A seara por excelência dos tipos cômicos é a da cultura popular. Como nos lembra Luís Otávio Burnier, desde a chamada baixa comédia grega e romana, há figuras cômicas características desse período que originaram mais tarde os bufões e os bobos da Idade Média, as personagens fixas da commedia dell’arte, o palhaço circense e o clown. Todos portadores de uma mesma natureza, a de expor a estupidez do ser humano, relativizando normas e verdades sociais.

Nos séculos XV e XVI, surgiu oficialmente a commedia dell’arte, como síntese de uma tradição cômico-popular existente desde a Antiguidade, ou “comédia de máscaras”, uma forma de teatro do Renascimento italiano que teve origem na arte da mímica, das comédias formais do período romano e dos atores-jograis ambulantes da Idade Média. Entre diversas outras características, a commedia dell’arte possuía personagens fixas cujas máscaras próprias revelavam o caráter pessoal de cada uma. Dois desses tipos fixos eram os zanni, os servos, que, de alguma forma, influenciaram o surgimento da dupla de clowns. O primeiro era astuto e inteligente, fazia intrigas, blefava, enganava os patrões. Era o Brighella. E o segundo, um criado confuso, inconseqüente e tolo, o Arlecchino. Estamos diante, portanto, dos rudimentos da dupla de clowns branco e augusto.

O clown branco é a encarnação do chefe, do intelectual. O augusto – ou excêntrico – é o bobo, eterno perdedor, ingênuo e emocional que está sempre sujeito ao domínio do branco, mas, geralmente, supera-o para fazer triunfar a pureza sobre a malícia. Um caso exemplar dessa parceria cômica no cinema está no filme do mestre Pier Paolo Pasolini, Uccellacci e Uccellini, em que Totò e Ninetto Davoli, pai e filho, e ambos marginalizados, explorados – e também exploradores – protagonizam algumas das mais belas cenas que problematizam a questão do poder.

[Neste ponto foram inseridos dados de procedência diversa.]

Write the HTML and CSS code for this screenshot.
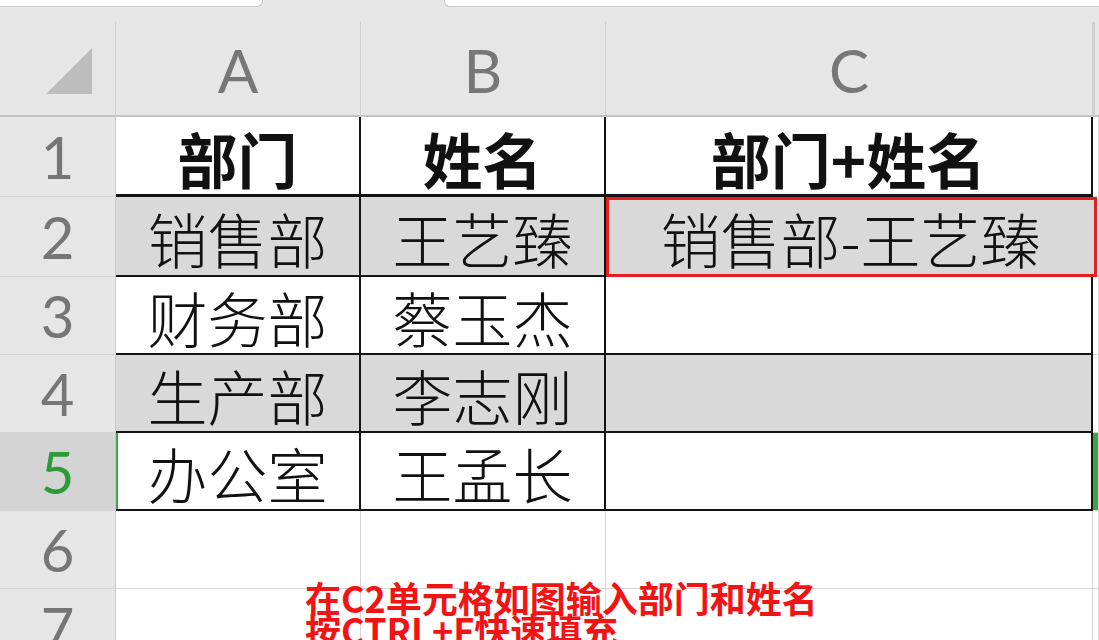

É possível recordar das idéias discutidas pelo crítico literário Antonio Candido, em sua Dialética da malandragem, célebre ensaio sobre a personagem central do livro Memórias de um sargento de milícias (de Manuel Antonio de Almeida), em torno da figura do “pícaro”. De acordo com Candido, o termo se refere a um tipo inferior de servo que, passando de amo a amo, move-se, muda de ambiente, acumula experiência. Tal ser, geralmente amável e risonho, é extremamente espontâneo e aderente aos fatos, vivendo um pouco ao sabor da sorte, mas aprendendo com cada vivência. E é justamente esse aprendizado que, nas palavras do crítico, faz o pícaro entender a vida à luz de uma filosofia desencantada.

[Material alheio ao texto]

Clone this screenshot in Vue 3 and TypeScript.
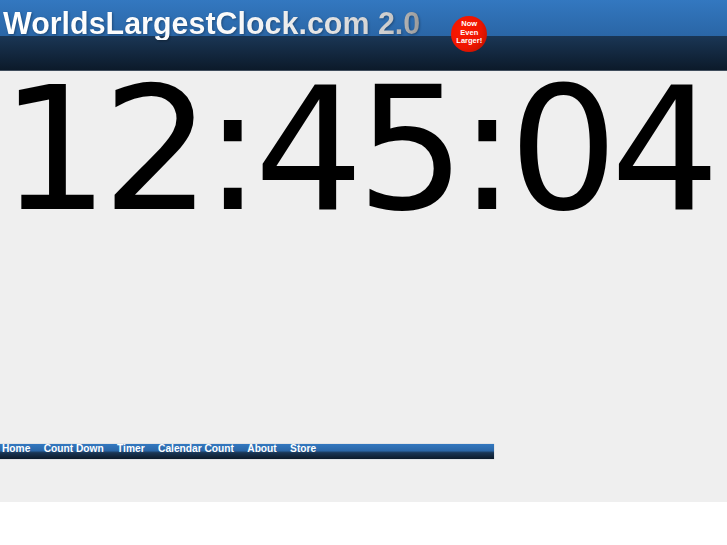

Fazendo uma última referência a filmes que compõem a programação para este ano do Cineclube da Casa, uma atenção especial faz-se necessária à figura do caipira, que pode ser entendido como um clown. Igualmente tipos marginais e ineficientes dentro de um contexto hegemônico de mercado e produtividade, são também espontâneos e ingênuos na manifestação de uma lógica particular. Tanto o caipira quanto o clown, essencialmente éticos e ligados à expressão popular, tornam-se cômicos no momento em que assumem a fraqueza e o ridículo humanos.

E eles estão por aí, os tipos cômicos. Se tivermos coragem e disposição para o jogo proposto por Fellini, podemos em uma tarde dessas, abrirmos nossas janelas internas, em horário de pico, em que tantos podem ser vistos pelas ruas, e observá-los descendo aos montes pela rampa de estações de Metrô, comendo churrasco grego ou cachorro-quente na barraquinha da calçada, acumulando-se nos pontos de ônibus, esperando, em praças diversas, por alguém ou por ninguém – um Deus qualquer –, perambulando, pedindo dinheiro ou atenção, indo para casa, para o trabalho, para lugar nenhum. E todos ali, tipos cômicos em essência, esbanjando um lirismo patético e absurdo.